One of the pros Gabe has been watching on TV forever would be 26-year-old Danny Davis, who started competing in the U.S. Open when he was still in high school. Both Ferguson brothers are impressed with Davis’ style and the difficulty of his tricks.

“If you look at Danny Davis, he’s blazing his own path with not so many gnarly tricks,” says Ben, “but still really hard tricks (really hard tricks, Gabe chimes in) that are focused on style and different — it’s not add another spin, it’s do the same trick switch, or do a 16-foot McTwist with a chicken wing, which no one’s really doing.”

TOUGH Competition

Today, the Ferguson brothers will join a field of 32 of the best halfpipe riders in the world, including 2014 Olympic gold medalist Iouri Podladtchikov and the two rivals who just tied for the No. 1 spot on the halfpipe World Cup circuit, Taylor Gold and Yiwei Zhang.

Zhang has certainly captured the Fergusons’ attention as of late.

“Yiwei’s crazy,” said Ben. “He’s from China, so there’s that language barrier, but he speaks pretty good English and he’s really funny. He’s not at all scared to go big and he has a strong gymnastics background. It’s crazy the way the Olympics changes everything. Honestly, Yiwei would have never had snowboarded before if it wasn’t for the Olympics.
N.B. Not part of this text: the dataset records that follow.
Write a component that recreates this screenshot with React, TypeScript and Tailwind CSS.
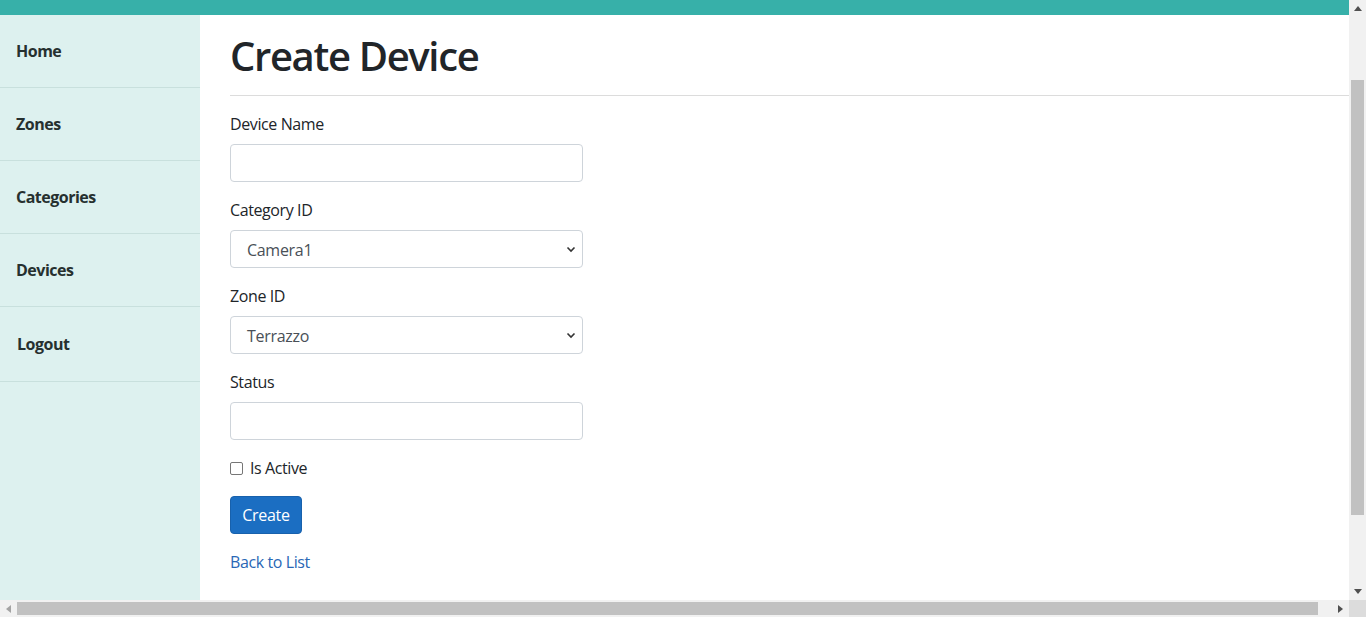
import React from "react";

const font = { fontFamily: '"Open Sans", "Noto Sans", sans-serif' };

function NavItem({ label, last }: { label: string; last?: boolean }) {
  return (
    <div
      className={`flex items-center border-b border-[#c8e0dd] text-[16px] font-bold tracking-[-0.5px] text-[#26302f] ${
        last ? "h-[75px] pl-[17px]" : "h-[73px] pl-[16px]"
      }`}
    >
      {label}
    </div>
  );
}

function Label({ children }: { children: React.ReactNode }) {
  return (
    <div className="mb-[8px] h-[24px] leading-[24px] text-[16px] tracking-[-0.4px] text-[#212529]">{children}</div>
  );
}

function TextInput() {
  return <div className="h-[38px] w-[353px] rounded-[4px] border border-[#ced4da] bg-white" />;
}

function Select({ value }: { value: string }) {
  return (
    <div className="flex h-[38px] w-[353px] items-center justify-between rounded-[4px] border border-[#ced4da] bg-white pl-[16px] pr-[6px] pt-[2px] text-[16px] tracking-[-0.3px] text-[#495057]">
      <span>{value}</span>
      <svg width="10" height="10" viewBox="0 0 10 10" className="-mt-[2px]">
        <path d="M1.5 3.5 L5 7 L8.5 3.5" fill="none" stroke="#333" strokeWidth="1.6" />
      </svg>
    </div>
  );
}

export default function App() {
  return (
    <div className="flex h-[617px] w-[1366px] flex-col overflow-hidden bg-white" style={font}>
      <div className="flex h-[600px]">
        <div className="flex flex-1 flex-col">
          <div className="h-[15px] bg-[#37b0a9]" />
          <div className="flex flex-1">
            <nav className="w-[200px] bg-[#ddf1ef]">
              <NavItem label="Home" />
              <NavItem label="Zones" />
              <NavItem label="Categories" />
              <NavItem label="Devices" />
              <NavItem label="Logout" last />
            </nav>
            <main className="flex-1 pl-[30px] text-[#212529]">
              <h1 className="mt-[17px] h-[48px] text-[40px] font-semibold leading-[48px] tracking-[-1.35px] text-[#212529]">
                Create Device
              </h1>
              <div className="mt-[15px] h-px bg-[#dcdcdc]" />
              <div className="mt-[16px] flex flex-col">
                <div className="mb-[16px]">
                  <Label>Device Name</Label>
                  <TextInput />
                </div>
                <div className="mb-[16px]">
                  <Label>Category ID</Label>
                  <Select value="Camera1" />
                </div>
                <div className="mb-[16px]">
                  <Label>Zone ID</Label>
                  <Select value="Terrazzo" />
                </div>
                <div className="mb-[16px]">
                  <Label>Status</Label>
                  <TextInput />
                </div>
                <div className="mb-[16px] flex h-[24px] items-center text-[16px] tracking-[-0.4px]">
                  <div className="h-[13px] w-[13px] rounded-[2px] border border-[#767676] bg-white" />
                  <span className="ml-[7px]">Is Active</span>
                </div>
                <div>
                  <div className="flex h-[38px] w-[72px] items-center justify-center rounded-[4px] border border-[#1861ac] bg-[#1b6ec2] text-[16px] tracking-[-0.3px] text-white">
                    Create
                  </div>
                </div>
                <div className="mt-[16px] h-[24px] leading-[24px] text-[16px] tracking-[-0.4px] text-[#2a67b5]">
                  Back to List
                </div>
              </div>
            </main>
          </div>
        </div>
        <div className="flex w-[17px] flex-col bg-[#f1f1f1]">
          <div className="flex h-[17px] items-center justify-center">
            <svg width="8" height="5" viewBox="0 0 8 5">
              <path d="M0 5 L4 0 L8 5 Z" fill="#505050" />
            </svg>
          </div>
          <div className="mt-[63px] ml-[2px] h-[435px] w-[13px] bg-[#c1c1c1]" />
          <div className="flex-1" />
          <div className="flex h-[17px] items-center justify-center">
            <svg width="8" height="5" viewBox="0 0 8 5">
              <path d="M0 0 L4 5 L8 0 Z" fill="#505050" />
            </svg>
          </div>
        </div>
      </div>
      <div className="flex h-[17px] bg-[#f1f1f1]">
        <div className="flex w-[17px] items-center justify-center">
          <svg width="5" height="8" viewBox="0 0 5 8">
            <path d="M5 0 L0 4 L5 8 Z" fill="#a3a3a3" />
          </svg>
        </div>
        <div className="mt-[2px] h-[13px] w-[1301px] bg-[#c1c1c1]" />
        <div className="flex-1" />
        <div className="flex w-[17px] items-center justify-center">
          <svg width="5" height="8" viewBox="0 0 5 8">
            <path d="M0 0 L5 4 L0 8 Z" fill="#505050" />
          </svg>
        </div>
        <div className="w-[17px] bg-[#dcdcdc]" />
      </div>
    </div>
  );
}
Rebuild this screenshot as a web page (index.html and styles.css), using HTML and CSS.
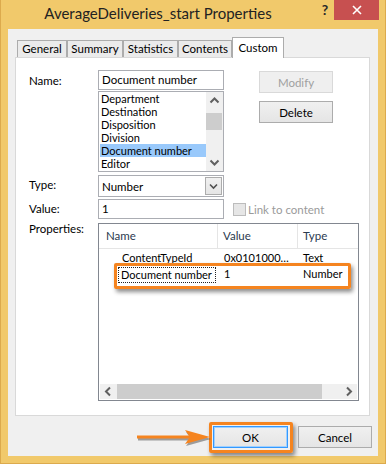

I don’t think it’s a bad thing, it’s just a thing.”

The World Snowboarding Championships will head to China’s largest and highest resort, Yabuli, in the Northeastern province of Heilongjiang in 2016.

“We might be there on Yiwei’s turf,” Ben said.

Also representing the Asian continent, Sochi silver- and bronze-medalists Ayumu Hirano and Taku Hiraoka — both of Japan — will present tough competition for the Ferguson brothers today.

On the women’s side, three-time Olympic medalist Kelly Clark will be attempting a three-peat when she goes for her eighth title in the event. But Clark, 31, will have to contend with one tough Asian-American, as 14-year-old U.S. phenomenon Chloe Kim — the daughter of Korean immigrants — will compete today. Kim topped Clark on the podium at January’s X Games and became the youngest athlete to ever win the event. She also would likely have qualified for last winter’s Olympics but at 13 did not meet the age requirement.

Taylor Gold’s 18-year-old sister, Arielle, will be in contention as well, coming off of a second-place finish of her own in last week’s Grand Prix, behind Clark. Arielle also came in second behind Clark at December’s U.S. Grand Prix at Copper and finished third and fourth in the Dew Tour and X Games, respectively.